-- TASK OBJECTIVE --
Scan the data for "code" and copy the lines it appears in.

-- SOURCE EXCERPT --
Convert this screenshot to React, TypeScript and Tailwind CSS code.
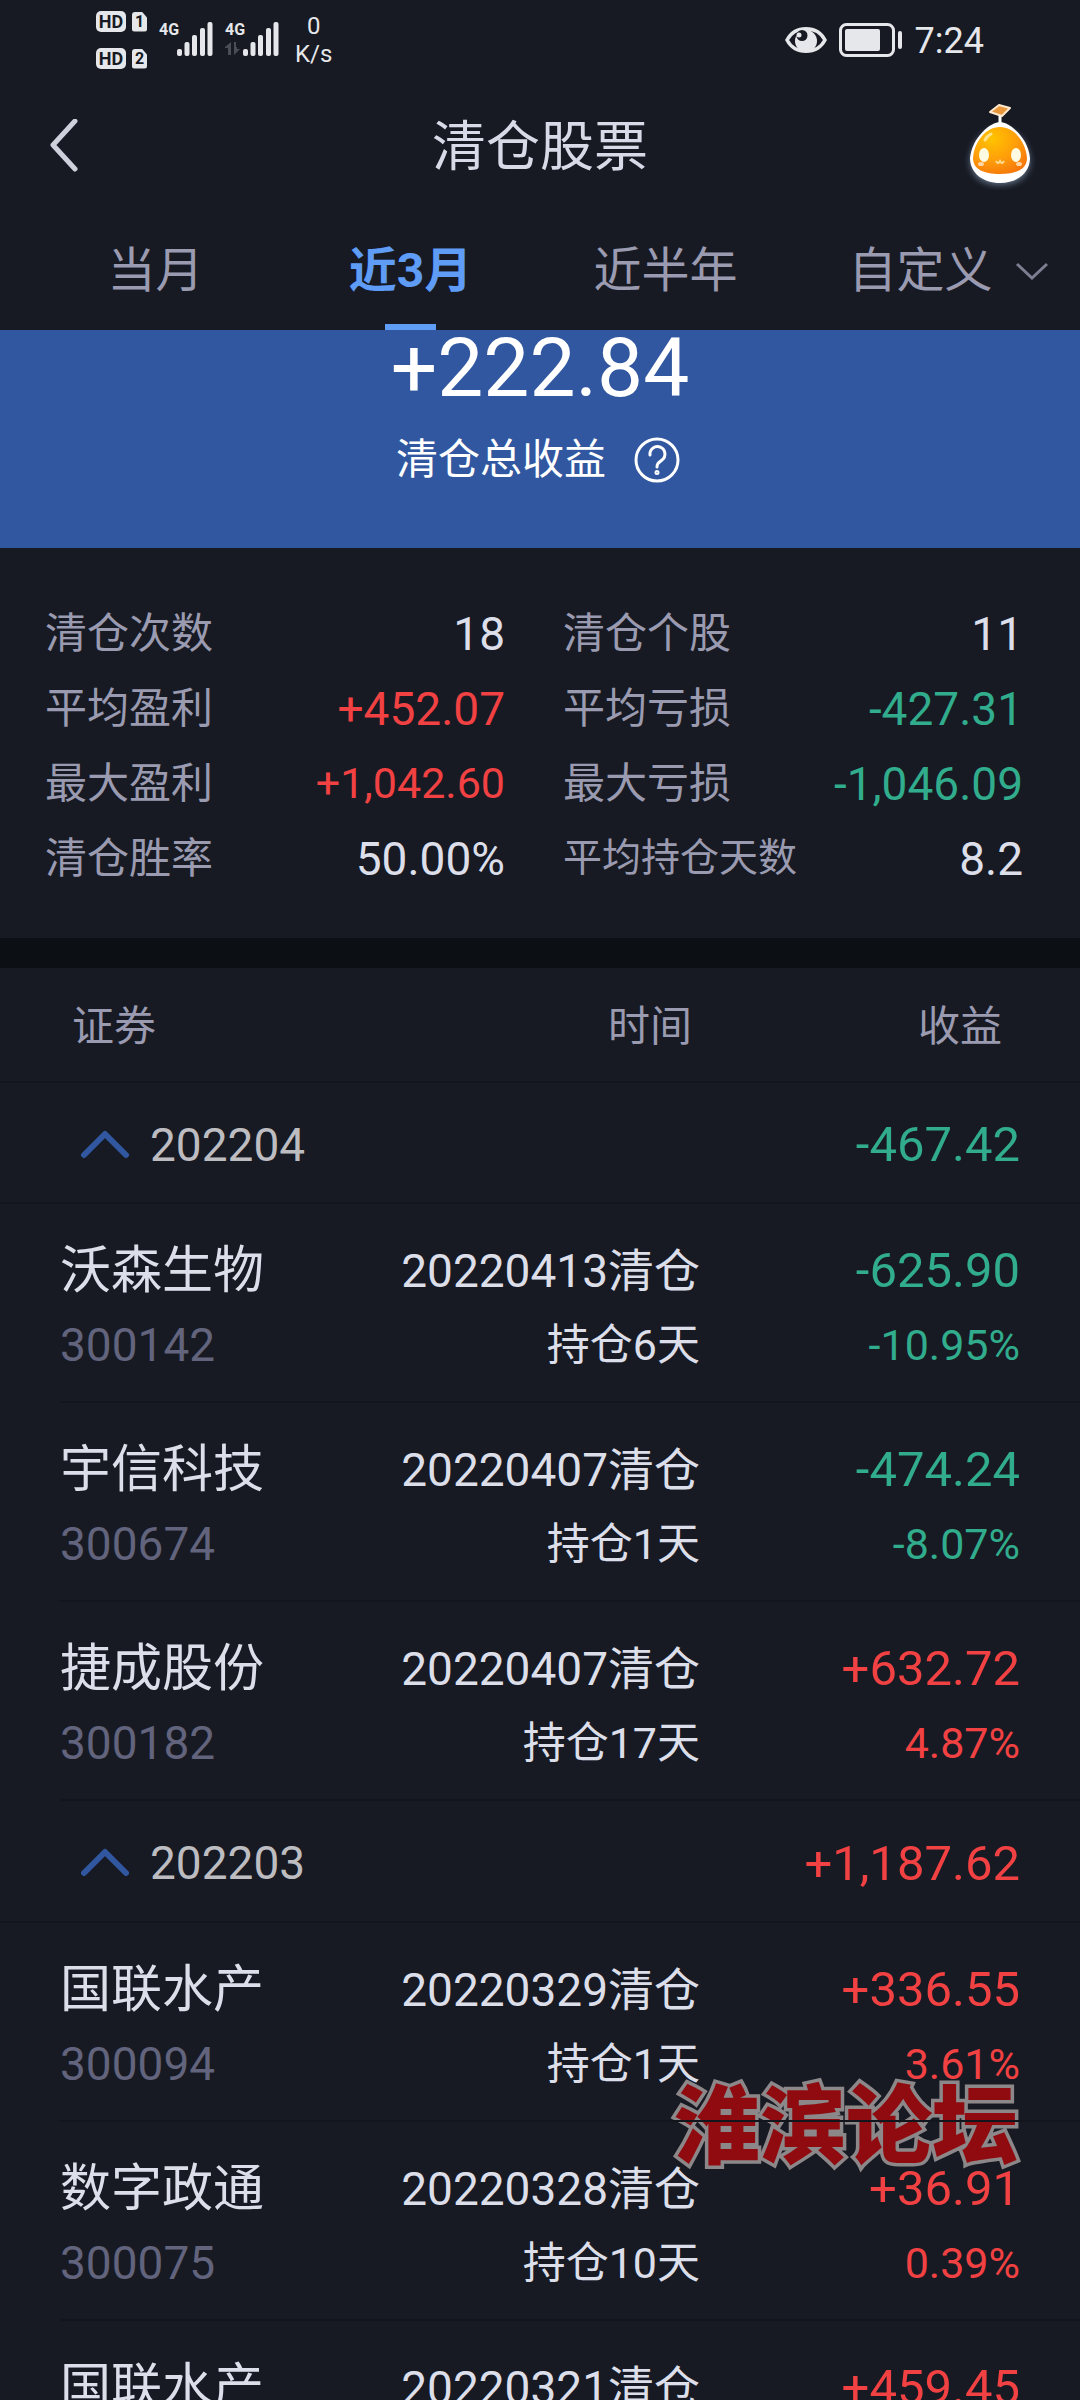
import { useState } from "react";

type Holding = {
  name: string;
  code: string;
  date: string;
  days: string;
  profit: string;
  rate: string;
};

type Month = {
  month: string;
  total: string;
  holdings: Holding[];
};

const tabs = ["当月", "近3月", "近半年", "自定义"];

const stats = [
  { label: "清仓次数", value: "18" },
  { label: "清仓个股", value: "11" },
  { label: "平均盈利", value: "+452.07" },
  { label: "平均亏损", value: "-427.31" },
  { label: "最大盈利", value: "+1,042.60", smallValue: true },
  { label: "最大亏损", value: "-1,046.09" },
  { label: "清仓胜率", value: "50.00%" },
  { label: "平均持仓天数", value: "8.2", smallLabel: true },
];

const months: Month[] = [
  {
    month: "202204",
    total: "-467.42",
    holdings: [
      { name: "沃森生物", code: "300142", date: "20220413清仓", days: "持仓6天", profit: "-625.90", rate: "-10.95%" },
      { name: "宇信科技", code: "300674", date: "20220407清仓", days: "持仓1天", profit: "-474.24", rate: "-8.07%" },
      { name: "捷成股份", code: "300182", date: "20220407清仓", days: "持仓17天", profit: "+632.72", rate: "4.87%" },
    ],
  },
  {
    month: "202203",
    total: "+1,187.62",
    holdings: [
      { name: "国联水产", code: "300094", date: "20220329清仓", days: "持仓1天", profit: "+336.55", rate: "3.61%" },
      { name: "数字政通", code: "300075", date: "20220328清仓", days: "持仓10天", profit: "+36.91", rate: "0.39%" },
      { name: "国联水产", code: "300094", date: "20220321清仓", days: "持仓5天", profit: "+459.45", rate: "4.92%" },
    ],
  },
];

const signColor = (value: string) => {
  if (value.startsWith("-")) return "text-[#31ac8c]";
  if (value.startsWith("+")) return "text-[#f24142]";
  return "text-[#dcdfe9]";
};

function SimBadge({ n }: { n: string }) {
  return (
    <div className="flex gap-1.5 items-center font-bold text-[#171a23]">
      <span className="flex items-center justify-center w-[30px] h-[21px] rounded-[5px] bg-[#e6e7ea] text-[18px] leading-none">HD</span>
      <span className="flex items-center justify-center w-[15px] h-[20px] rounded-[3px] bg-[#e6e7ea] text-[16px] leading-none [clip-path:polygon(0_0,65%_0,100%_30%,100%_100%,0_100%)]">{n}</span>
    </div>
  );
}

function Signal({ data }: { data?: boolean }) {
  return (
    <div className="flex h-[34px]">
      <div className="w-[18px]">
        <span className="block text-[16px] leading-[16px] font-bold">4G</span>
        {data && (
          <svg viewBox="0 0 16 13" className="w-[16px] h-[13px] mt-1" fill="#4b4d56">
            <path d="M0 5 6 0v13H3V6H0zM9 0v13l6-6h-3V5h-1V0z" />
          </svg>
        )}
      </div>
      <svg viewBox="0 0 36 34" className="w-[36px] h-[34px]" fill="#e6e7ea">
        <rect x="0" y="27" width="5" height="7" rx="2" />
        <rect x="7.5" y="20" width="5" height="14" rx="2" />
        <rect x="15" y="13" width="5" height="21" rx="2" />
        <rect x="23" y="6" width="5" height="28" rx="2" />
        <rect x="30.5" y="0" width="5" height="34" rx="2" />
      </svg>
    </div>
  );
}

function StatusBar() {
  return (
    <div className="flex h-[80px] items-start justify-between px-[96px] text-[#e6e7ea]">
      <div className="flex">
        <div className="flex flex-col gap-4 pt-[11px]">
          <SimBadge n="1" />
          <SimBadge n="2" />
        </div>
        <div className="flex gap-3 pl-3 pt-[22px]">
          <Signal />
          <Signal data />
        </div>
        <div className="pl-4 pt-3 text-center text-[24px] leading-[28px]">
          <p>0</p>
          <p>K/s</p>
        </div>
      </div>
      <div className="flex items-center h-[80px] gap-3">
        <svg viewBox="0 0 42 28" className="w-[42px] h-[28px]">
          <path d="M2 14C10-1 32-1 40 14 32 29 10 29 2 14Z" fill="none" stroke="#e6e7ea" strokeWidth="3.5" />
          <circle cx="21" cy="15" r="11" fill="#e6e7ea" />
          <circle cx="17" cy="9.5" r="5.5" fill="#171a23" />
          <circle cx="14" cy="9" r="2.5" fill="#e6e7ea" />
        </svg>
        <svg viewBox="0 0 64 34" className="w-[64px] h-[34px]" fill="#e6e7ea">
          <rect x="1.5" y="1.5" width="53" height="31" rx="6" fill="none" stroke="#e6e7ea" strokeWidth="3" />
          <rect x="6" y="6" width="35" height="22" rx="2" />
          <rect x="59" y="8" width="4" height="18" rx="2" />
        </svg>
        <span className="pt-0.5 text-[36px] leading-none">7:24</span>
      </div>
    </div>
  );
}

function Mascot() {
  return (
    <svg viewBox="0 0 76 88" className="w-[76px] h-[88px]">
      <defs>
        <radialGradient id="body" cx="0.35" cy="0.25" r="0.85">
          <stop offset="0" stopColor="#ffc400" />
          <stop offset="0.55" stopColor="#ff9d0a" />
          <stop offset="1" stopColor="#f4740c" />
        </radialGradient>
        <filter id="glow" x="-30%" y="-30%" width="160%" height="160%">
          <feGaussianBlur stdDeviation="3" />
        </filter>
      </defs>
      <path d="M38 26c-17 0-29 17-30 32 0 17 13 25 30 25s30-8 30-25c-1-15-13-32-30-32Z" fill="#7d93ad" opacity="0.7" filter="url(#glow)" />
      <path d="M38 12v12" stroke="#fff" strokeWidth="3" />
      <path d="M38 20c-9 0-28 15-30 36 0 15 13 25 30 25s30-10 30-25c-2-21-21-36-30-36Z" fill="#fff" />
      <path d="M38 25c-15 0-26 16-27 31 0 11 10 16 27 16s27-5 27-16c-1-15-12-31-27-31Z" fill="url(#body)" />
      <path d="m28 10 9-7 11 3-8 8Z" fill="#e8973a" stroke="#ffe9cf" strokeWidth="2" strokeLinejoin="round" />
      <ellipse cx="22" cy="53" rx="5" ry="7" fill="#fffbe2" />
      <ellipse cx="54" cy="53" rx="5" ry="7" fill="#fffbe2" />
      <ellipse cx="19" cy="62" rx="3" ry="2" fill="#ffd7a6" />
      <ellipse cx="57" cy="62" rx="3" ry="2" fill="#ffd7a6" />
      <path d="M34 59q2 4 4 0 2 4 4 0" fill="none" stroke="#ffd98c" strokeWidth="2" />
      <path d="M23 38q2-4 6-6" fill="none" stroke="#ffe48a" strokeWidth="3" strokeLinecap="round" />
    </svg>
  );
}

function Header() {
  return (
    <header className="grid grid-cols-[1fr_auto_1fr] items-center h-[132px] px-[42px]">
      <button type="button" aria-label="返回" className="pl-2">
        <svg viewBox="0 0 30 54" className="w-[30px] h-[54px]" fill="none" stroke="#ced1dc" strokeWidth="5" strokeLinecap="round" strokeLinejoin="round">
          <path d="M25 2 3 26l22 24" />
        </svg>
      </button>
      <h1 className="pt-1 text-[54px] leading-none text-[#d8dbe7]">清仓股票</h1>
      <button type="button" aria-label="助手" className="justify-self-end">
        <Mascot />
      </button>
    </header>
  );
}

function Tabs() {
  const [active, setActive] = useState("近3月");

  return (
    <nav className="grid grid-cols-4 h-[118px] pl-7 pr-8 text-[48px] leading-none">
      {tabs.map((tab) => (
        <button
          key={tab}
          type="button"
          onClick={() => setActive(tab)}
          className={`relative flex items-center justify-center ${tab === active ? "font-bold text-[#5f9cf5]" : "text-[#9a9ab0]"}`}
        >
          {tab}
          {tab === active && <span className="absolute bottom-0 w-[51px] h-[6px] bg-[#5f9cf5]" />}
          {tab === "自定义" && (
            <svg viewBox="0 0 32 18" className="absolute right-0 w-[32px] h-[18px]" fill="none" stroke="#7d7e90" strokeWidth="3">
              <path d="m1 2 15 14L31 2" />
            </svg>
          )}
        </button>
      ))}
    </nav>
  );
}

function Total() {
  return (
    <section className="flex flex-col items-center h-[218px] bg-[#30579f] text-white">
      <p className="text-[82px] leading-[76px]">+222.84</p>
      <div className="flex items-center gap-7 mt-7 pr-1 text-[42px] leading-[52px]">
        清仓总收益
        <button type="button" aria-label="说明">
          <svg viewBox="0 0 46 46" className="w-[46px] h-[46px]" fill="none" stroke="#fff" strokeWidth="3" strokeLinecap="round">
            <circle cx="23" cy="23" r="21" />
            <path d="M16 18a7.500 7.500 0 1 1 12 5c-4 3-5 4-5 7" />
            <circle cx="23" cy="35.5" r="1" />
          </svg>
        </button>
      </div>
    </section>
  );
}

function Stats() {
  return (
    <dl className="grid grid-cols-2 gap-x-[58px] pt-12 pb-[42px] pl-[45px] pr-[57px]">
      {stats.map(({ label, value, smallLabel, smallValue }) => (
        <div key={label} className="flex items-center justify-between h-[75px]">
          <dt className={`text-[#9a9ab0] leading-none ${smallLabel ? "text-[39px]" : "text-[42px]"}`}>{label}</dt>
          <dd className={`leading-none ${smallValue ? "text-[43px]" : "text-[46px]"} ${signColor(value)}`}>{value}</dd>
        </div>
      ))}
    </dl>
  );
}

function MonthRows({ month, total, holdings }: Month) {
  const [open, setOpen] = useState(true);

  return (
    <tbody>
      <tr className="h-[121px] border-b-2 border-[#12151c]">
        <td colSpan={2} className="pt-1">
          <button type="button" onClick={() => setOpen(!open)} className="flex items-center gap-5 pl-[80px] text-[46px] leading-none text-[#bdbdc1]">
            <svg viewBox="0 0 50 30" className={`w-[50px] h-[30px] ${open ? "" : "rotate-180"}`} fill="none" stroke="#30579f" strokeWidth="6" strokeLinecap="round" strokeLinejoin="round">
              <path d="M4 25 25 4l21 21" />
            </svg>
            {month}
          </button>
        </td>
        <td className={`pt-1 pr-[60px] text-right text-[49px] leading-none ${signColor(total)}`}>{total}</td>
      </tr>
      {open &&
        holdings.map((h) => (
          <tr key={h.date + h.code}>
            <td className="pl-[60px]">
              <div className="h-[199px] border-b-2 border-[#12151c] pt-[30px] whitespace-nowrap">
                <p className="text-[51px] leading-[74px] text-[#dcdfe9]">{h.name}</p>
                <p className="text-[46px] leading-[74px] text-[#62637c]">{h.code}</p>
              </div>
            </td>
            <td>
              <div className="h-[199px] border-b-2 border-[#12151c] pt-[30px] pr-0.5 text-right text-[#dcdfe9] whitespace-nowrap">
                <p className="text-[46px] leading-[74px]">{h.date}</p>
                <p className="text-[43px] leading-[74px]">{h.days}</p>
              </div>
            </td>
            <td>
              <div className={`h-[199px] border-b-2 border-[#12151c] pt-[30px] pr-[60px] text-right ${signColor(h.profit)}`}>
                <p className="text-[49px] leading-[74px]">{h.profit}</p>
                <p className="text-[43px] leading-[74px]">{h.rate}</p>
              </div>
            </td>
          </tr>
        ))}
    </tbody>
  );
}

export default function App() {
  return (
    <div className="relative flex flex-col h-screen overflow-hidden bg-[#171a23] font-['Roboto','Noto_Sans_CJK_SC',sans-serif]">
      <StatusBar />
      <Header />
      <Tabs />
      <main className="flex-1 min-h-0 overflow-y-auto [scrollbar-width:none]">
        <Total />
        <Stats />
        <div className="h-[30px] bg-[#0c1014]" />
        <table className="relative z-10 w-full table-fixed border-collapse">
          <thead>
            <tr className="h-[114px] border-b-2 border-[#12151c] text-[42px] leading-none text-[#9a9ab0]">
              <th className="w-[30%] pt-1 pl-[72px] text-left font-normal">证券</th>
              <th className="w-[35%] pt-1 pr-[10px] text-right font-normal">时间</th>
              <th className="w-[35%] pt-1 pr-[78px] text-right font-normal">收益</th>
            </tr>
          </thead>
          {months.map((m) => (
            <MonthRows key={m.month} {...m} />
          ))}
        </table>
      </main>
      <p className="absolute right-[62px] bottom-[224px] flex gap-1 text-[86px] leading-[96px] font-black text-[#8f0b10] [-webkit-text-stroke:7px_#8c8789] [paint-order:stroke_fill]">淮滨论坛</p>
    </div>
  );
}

-- RESULT OF THIS EXERCISE --
Convert this screenshot to React, TypeScript and Tailwind CSS code.
  code: string;
      { name: "沃森生物", code: "300142", date: "20220413清仓", days: "持仓6天", profit: "-625.90", rate: "-10.95%" },
      { name: "宇信科技", code: "300674", date: "20220407清仓", days: "持仓1天", profit: "-474.24", rate: "-8.07%" },
      { name: "捷成股份", code: "300182", date: "20220407清仓", days: "持仓17天", profit: "+632.72", rate: "4.87%" },
      { name: "国联水产", code: "300094", date: "20220329清仓", days: "持仓1天", profit: "+336.55", rate: "3.61%" },
      { name: "数字政通", code: "300075", date: "20220328清仓", days: "持仓10天", profit: "+36.91", rate: "0.39%" },
      { name: "国联水产", code: "300094", date: "20220321清仓", days: "持仓5天", profit: "+459.45", rate: "4.92%" },
          <tr key={h.date + h.code}>
                <p className="text-[46px] leading-[74px] text-[#62637c]">{h.code}</p>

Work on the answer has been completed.